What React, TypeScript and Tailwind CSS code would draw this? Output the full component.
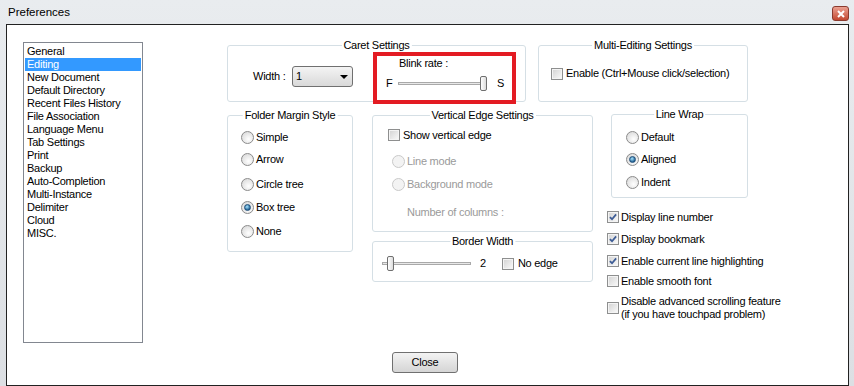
---
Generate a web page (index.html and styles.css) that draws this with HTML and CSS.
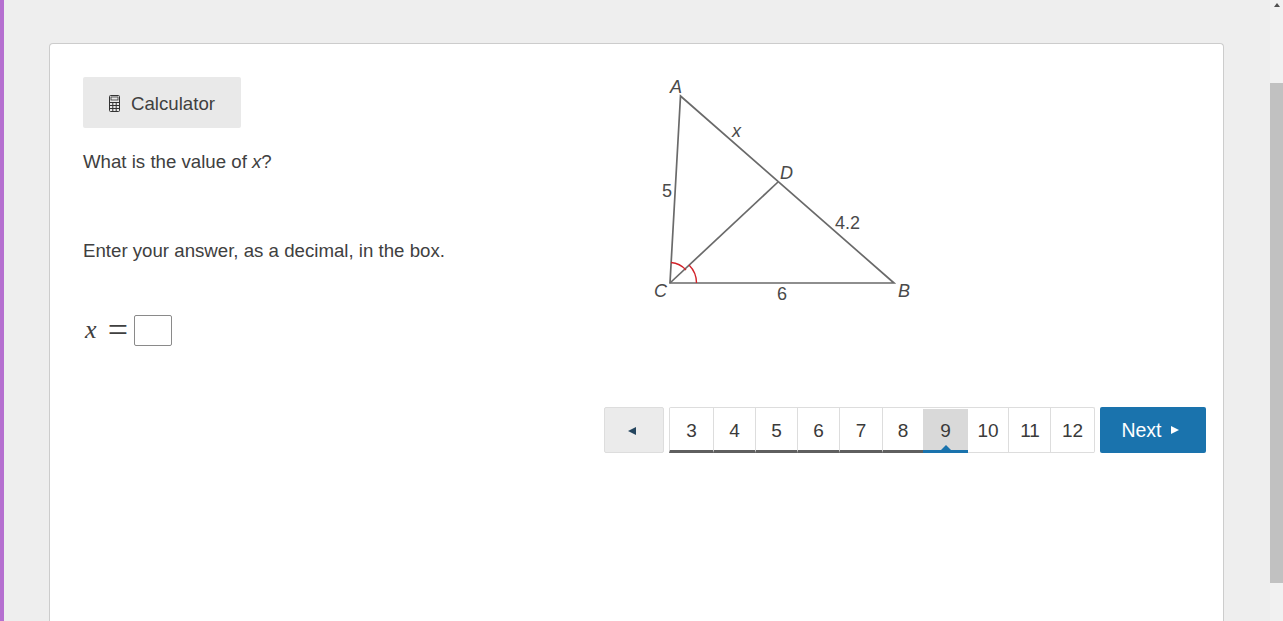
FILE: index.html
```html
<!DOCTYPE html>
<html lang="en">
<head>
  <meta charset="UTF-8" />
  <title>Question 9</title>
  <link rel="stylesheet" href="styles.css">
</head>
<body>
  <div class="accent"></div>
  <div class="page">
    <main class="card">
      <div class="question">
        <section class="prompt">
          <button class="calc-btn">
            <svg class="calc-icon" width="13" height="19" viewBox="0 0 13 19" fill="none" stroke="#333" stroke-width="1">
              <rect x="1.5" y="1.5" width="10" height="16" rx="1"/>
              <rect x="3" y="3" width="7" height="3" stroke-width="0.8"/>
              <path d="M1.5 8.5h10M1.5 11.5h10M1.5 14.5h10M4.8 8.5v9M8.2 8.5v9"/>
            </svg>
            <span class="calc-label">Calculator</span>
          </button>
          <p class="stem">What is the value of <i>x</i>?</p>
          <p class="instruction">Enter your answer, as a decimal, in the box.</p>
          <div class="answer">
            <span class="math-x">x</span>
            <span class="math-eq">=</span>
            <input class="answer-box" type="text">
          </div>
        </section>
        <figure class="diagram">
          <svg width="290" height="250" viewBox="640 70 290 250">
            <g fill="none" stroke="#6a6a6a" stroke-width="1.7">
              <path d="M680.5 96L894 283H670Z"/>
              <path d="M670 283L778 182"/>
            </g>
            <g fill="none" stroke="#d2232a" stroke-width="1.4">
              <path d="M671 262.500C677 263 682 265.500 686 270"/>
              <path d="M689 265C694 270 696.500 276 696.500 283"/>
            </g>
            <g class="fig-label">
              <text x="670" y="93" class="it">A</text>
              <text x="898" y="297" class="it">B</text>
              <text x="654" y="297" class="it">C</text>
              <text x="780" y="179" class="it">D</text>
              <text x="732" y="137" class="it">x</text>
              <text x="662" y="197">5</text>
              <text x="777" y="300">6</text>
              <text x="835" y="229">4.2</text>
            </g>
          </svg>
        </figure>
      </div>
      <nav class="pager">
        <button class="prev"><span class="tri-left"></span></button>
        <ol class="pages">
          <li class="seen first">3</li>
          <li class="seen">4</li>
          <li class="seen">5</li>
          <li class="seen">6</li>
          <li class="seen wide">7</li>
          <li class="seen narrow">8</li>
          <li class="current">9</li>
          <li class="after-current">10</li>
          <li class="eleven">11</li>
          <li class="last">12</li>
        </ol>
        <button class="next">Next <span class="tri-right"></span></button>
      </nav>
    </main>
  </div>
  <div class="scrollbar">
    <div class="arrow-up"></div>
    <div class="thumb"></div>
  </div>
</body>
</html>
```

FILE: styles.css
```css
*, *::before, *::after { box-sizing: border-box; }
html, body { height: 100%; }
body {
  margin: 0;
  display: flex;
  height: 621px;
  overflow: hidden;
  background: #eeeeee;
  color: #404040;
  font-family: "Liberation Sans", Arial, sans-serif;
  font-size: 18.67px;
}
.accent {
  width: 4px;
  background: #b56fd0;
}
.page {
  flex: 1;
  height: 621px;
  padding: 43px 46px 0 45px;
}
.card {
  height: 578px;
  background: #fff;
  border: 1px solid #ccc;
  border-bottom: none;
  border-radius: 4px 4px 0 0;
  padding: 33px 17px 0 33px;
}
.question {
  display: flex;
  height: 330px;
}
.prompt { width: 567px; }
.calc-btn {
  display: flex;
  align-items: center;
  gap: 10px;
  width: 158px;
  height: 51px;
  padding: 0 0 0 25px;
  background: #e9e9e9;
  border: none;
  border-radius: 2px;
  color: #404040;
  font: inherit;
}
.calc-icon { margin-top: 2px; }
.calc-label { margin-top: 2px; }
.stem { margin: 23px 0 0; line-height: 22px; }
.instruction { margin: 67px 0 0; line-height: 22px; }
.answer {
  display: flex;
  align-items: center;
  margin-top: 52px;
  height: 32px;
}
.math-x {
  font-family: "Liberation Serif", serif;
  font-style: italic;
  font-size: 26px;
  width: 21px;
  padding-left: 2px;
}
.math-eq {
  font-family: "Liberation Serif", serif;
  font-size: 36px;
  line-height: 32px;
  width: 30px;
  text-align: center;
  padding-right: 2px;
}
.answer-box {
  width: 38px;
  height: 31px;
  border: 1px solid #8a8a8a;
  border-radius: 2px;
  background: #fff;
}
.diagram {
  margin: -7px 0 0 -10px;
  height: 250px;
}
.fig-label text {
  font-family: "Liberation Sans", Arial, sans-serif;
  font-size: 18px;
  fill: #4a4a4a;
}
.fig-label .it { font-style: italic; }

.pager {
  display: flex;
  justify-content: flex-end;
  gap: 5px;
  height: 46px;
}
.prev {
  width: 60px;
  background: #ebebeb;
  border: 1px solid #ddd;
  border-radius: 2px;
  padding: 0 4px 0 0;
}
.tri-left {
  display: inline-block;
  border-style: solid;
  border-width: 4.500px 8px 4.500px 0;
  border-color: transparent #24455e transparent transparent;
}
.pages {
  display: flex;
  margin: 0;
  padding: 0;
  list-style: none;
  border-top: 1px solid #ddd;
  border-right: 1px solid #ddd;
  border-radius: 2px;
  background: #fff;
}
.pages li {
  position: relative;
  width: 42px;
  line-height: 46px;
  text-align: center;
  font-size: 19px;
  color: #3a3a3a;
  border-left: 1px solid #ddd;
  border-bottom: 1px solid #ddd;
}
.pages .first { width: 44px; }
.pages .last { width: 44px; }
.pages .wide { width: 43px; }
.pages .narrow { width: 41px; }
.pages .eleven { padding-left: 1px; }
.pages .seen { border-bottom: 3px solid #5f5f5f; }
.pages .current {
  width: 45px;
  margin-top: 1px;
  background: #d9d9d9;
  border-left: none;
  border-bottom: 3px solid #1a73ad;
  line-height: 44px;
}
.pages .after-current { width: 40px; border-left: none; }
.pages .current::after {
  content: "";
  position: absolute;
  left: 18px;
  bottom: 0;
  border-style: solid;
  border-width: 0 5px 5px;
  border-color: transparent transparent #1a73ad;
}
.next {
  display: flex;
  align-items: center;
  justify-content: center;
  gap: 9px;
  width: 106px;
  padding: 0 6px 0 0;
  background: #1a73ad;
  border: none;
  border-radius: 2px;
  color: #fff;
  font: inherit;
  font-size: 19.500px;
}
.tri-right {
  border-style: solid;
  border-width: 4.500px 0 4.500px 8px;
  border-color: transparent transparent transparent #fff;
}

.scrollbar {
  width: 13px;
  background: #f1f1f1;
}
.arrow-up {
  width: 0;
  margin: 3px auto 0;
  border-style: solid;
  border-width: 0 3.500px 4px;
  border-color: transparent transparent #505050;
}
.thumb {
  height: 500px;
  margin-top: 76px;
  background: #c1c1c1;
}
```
---
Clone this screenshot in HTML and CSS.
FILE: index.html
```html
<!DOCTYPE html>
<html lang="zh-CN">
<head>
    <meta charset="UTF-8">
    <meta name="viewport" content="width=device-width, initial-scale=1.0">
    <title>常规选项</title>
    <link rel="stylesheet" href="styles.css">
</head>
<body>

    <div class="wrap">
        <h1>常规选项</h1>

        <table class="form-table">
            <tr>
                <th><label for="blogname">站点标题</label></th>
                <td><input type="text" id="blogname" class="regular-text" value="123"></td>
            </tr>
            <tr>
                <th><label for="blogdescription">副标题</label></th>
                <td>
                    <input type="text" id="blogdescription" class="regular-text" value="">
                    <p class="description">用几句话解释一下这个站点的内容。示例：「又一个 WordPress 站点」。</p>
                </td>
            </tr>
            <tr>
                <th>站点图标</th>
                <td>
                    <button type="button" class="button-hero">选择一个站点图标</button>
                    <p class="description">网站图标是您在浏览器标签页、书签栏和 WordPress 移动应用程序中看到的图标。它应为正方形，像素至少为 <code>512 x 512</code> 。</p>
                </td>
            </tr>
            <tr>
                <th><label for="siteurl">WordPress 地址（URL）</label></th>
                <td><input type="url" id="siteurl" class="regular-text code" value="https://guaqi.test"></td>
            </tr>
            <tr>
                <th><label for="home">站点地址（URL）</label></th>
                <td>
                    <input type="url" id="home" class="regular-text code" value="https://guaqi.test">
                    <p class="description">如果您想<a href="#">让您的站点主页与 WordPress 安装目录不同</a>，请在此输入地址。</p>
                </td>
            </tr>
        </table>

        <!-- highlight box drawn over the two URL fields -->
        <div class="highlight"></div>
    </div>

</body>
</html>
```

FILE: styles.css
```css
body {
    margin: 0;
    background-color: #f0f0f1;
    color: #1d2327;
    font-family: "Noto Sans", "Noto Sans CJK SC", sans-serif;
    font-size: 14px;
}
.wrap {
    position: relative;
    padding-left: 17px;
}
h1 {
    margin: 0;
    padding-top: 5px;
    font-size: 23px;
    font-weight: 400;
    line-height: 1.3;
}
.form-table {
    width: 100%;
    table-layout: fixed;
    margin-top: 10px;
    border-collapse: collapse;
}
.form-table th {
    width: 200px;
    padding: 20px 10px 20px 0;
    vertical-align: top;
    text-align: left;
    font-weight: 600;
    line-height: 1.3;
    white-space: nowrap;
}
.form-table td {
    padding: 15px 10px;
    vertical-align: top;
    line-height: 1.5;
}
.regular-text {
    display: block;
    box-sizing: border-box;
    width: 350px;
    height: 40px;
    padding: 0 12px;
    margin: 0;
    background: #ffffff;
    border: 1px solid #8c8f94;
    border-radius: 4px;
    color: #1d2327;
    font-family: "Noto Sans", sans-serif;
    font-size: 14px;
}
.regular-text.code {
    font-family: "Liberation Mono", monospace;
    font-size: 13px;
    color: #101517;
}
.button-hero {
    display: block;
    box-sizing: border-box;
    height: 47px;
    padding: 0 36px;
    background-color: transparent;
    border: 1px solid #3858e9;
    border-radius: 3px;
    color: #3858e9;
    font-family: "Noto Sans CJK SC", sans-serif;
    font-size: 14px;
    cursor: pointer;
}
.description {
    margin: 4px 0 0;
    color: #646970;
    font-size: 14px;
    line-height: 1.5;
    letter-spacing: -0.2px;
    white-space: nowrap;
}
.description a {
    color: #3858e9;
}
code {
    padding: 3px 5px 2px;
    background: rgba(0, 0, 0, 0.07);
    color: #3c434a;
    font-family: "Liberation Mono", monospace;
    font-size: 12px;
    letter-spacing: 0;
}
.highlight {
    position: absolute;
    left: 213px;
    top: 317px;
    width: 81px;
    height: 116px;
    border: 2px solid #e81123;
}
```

■ What this task involves ■
In the lines above, find each one with "styles" and list it.

■ Full answer ■
Generate a web page (index.html and styles.css) that draws this with HTML and CSS.
  <link rel="stylesheet" href="styles.css">
FILE: styles.css
    <link rel="stylesheet" href="styles.css">
FILE: styles.css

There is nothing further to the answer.